I looked up on the web the exact meaning of this error message,
and see that the website:

https://www.gnu.org/software/make/manual/html_node/Error-Messages.html

explains that this "No rule to make target xxx, needed by yyy" means:

This means that make decided it needed to build a target, but then 
couldn’t find any instructions in the makefile on how to do that, 
either explicit or implicit (including in the default rules database). 

If you want that file to be built, you will need to add a rule to 
your makefile describing how that target can be built. Other 
possible sources of this problem are typos in the makefile (if 
that file name is wrong) or a corrupted source tree (if that file 
is not supposed to be built, but rather only a prerequisite). 

So it looks like there should be some "rules" for how to make the target
executable "qxsetup" in the Makefile that somehow have not appeared?

Do you know what it could be that could be missing?

I will also check Mohit's extract script that is run from PUMA

Last edited 8 months ago by gmann (previous) (diff)

comment:6 Changed 8 months ago by gmann

Checking Mohit's script "build_qxsetup_ARCHER.sh" that I ran on PUMA, I see
this has the section:

# Setup where to find the container template file in FCM

export UM_SVN_URL=svn://puma/UM_svn/UM/trunk
export UM_SVN_BIND=svn://puma/UM_svn/UM/branches/dev/um/VN7.3_machine_cfg/src/configs/bindings
export UM_CNTR=$UM_SVN_BIND/container.cfg

I'm wondering if the "rules" for these UM small executables (qxsetup, qxcombine etc.)
might be set there in that VN7.3_machine_cfg

And I notice there is a capital "VN" there.

Not sure whether that is a problem or not but I know that at
some point there was that migration from branches having
capital "V" and capital "N" to lower case "v" and lower case "n".

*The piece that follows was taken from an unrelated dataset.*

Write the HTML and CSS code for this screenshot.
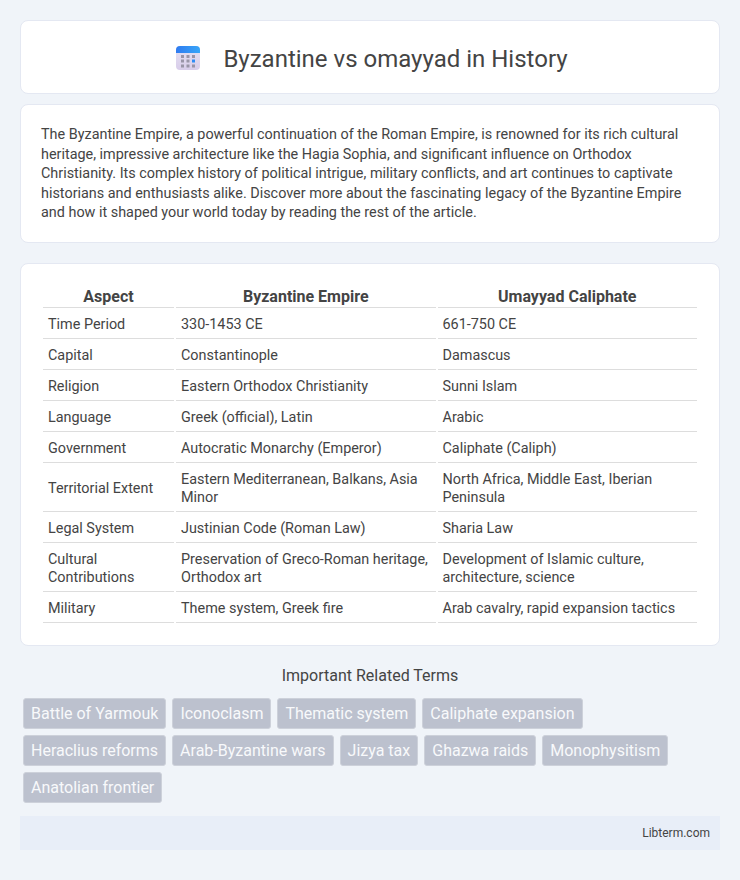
FILE: index.html
```html
<!DOCTYPE html>
<html lang="en">
<head>
<meta charset="utf-8">
<title>Byzantine vs omayyad in History</title>
<link rel="stylesheet" href="styles.css">
</head>
<body>
<header class="card head">
  <svg class="logo" viewBox="0 0 24 24" width="24" height="24" aria-hidden="true">
    <defs>
      <linearGradient id="top" x1="0" y1="0" x2="1" y2="0"><stop offset="0" stop-color="#2f7bf0"/><stop offset="1" stop-color="#38a6f8"/></linearGradient>
      <linearGradient id="pg" x1="0" y1="0" x2="0" y2="1"><stop offset="0" stop-color="#e6e2f2"/><stop offset="1" stop-color="#d8cdea"/></linearGradient>
    </defs>
    <rect x="0" y="0" width="24" height="24" rx="4" fill="url(#pg)"/>
    <path d="M0 7V4a4 4 0 0 1 4-4h16a4 4 0 0 1 4 4v3z" fill="url(#top)"/>
    <g fill="#9a95a8">
      <rect x="5" y="9" width="3" height="3"/><rect x="10.5" y="9" width="3" height="3"/><rect x="16" y="9" width="3" height="3"/>
      <rect x="5" y="13.5" width="3" height="3"/><rect x="10.5" y="13.5" width="3" height="3"/>
      <rect x="5" y="18.5" width="3" height="3"/><rect x="10.5" y="18.5" width="3" height="3"/><rect x="16" y="18.5" width="3" height="3"/>
    </g>
    <rect x="16" y="13.5" width="3" height="3" fill="#2f8df5"/>
  </svg>
  <h1>Byzantine vs omayyad in History</h1>
</header>
<section class="card intro">
  <p>The Byzantine Empire, a powerful continuation of the Roman Empire, is renowned for its rich cultural heritage, impressive architecture like the Hagia Sophia, and significant influence on Orthodox Christianity. Its complex history of political intrigue, military conflicts, and art continues to captivate historians and enthusiasts alike. Discover more about the fascinating legacy of the Byzantine Empire and how it shaped your world today by reading the rest of the article.</p>
</section>
<section class="card compare">
  <table>
    <thead>
      <tr><th class="c1">Aspect</th><th class="c2">Byzantine Empire</th><th class="c3">Umayyad Caliphate</th></tr>
    </thead>
    <tbody>
      <tr><td>Time Period</td><td>330-1453 CE</td><td>661-750 CE</td></tr>
      <tr><td>Capital</td><td>Constantinople</td><td>Damascus</td></tr>
      <tr><td>Religion</td><td>Eastern Orthodox Christianity</td><td>Sunni Islam</td></tr>
      <tr><td>Language</td><td>Greek (official), Latin</td><td>Arabic</td></tr>
      <tr><td>Government</td><td>Autocratic Monarchy (Emperor)</td><td>Caliphate (Caliph)</td></tr>
      <tr><td>Territorial Extent</td><td>Eastern Mediterranean, Balkans, Asia Minor</td><td>North Africa, Middle East, Iberian Peninsula</td></tr>
      <tr><td>Legal System</td><td>Justinian Code (Roman Law)</td><td>Sharia Law</td></tr>
      <tr><td>Cultural Contributions</td><td>Preservation of Greco-Roman heritage, Orthodox art</td><td>Development of Islamic culture, architecture, science</td></tr>
      <tr><td>Military</td><td>Theme system, Greek fire</td><td>Arab cavalry, rapid expansion tactics</td></tr>
    </tbody>
  </table>
</section>
<section class="related">
  <h2>Important Related Terms</h2>
  <div class="tags">
    <span class="tag">Battle of Yarmouk</span>
    <span class="tag">Iconoclasm</span>
    <span class="tag">Thematic system</span>
    <span class="tag">Caliphate expansion</span>
    <span class="tag">Heraclius reforms</span>
    <span class="tag">Arab-Byzantine wars</span>
    <span class="tag">Jizya tax</span>
    <span class="tag">Ghazwa raids</span>
    <span class="tag">Monophysitism</span>
    <span class="tag">Anatolian frontier</span>
  </div>
</section>
<footer class="foot">Libterm.com</footer>
</body>
</html>
```
FILE: styles.css
```css
* { box-sizing: border-box; }
html, body { margin: 0; padding: 0; }
body {
  background: #f0f4f9;
  color: #444;
  font-family: Roboto, "Liberation Sans", sans-serif;
  font-size: 14px;
  padding: 20px 20px 0;
}
.card {
  background: #fff;
  border: 1px solid #e4e8f2;
  border-radius: 8px;
}
.head {
  height: 74px;
  display: flex;
  align-items: center;
  justify-content: center;
  gap: 23px;
  padding: 4px 0 0 4px;
  margin-bottom: 10px;
}
.logo { display: block; margin-bottom: 2px; }
h1 {
  margin: 0;
  font-size: 24px;
  font-weight: 400;
  line-height: 32px;
  color: #444;
}
.intro {
  padding: 20px 20px 19px;
  margin-bottom: 20px;
}
.intro p {
  margin: 0;
  font-size: 14.4px;
  line-height: 19.5px;
  color: #444;
}
.compare {
  padding: 20px 20px 22px;
  margin-bottom: 20px;
}
table {
  width: 100%;
  border-collapse: separate;
  border-spacing: 2px 0;
  table-layout: fixed;
}
.c1 { width: 131px; }
th, td {
  border-bottom: 1px solid #ddd;
}
th {
  font-size: 16px;
  font-weight: 700;
  line-height: 19px;
  padding: 3px 5px 1px;
  text-align: center;
}
td {
  font-size: 14.4px;
  line-height: 18px;
  padding: 8px 5px 4px;
  text-align: left;
}
.related { margin-bottom: 13px; }
h2 {
  margin: 0 0 13px;
  font-size: 16px;
  font-weight: 400;
  line-height: 19px;
  text-align: center;
  color: #444;
}
.tags {
  display: flex;
  flex-wrap: wrap;
  gap: 6px;
  padding: 0 3px;
}
.tag {
  background: #bcc1ce;
  border: 1px solid #cdd1da;
  border-radius: 3px;
  color: #f8f9fb;
  font-size: 16px;
  line-height: 19px;
  padding: 5px 7px;
}
.foot {
  background: #e8eef8;
  height: 34px;
  display: flex;
  align-items: center;
  justify-content: flex-end;
  padding: 0 10px;
  font-size: 12px;
  color: #444;
}
```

Probably that's not the issue but it might be something like this
I'm thinking — see on PUMA the 4 build scripts are at:

/home/gmann/test/build_qxsetup_ARCHER.sh
/home/gmann/test/build_qxpickup_ARCHER.sh
/home/gmann/test/build_qxcombine_ARCHER.sh
/home/gmann/test/build_qxhistrep_ARCHER.sh

and the 4 generated .cfg files are at:

/home/gmann/test/my_qxsetup.cfg
/home/gmann/test/my_qxpickup.cfg
/home/gmann/test/my_qxcombine.cfg
/home/gmann/test/my_qxhistrep.cfg

comment:7 Changed 8 months ago by gmann

Email-exchanges with Mohit and Grenville helped solve
the problem.

Whether or not the problem would have been solved without
the involvement of both MO and NCAS-CMS staff is an
interesting question, as is whether or not email or Wiki
type communication is more effective at identifying or
encouraging interaction or co-operation.

Anyway — see below for what eventually identified the
source of the problem.

Cheers
Graham


From: Graham Mann G.W.Mann@…
Sent: 10 April 2017 14:45
To: 'Grenville Lister'
Cc: Dalvi, Mohit
Subject: RE: RADAERv2 small executables for v7.3

Hi Grenville,

Looking again at the error message I pasted into "comment 4" on the NCAS-CMS helpdesk thread:

http://cms.ncas.ac.uk/ticket/2134#__msie303:comment:4

I see that the actual error message says:

gmake: * No rule to make target qxsetup', needed by all'. Stop.

From what I typed this morning, I think I have now learned what that means.

I'm thinking it likely that the fact that I had not added in the "SETUP=setup" to the fppkeys may well have been the main reason the small-executable-build failed.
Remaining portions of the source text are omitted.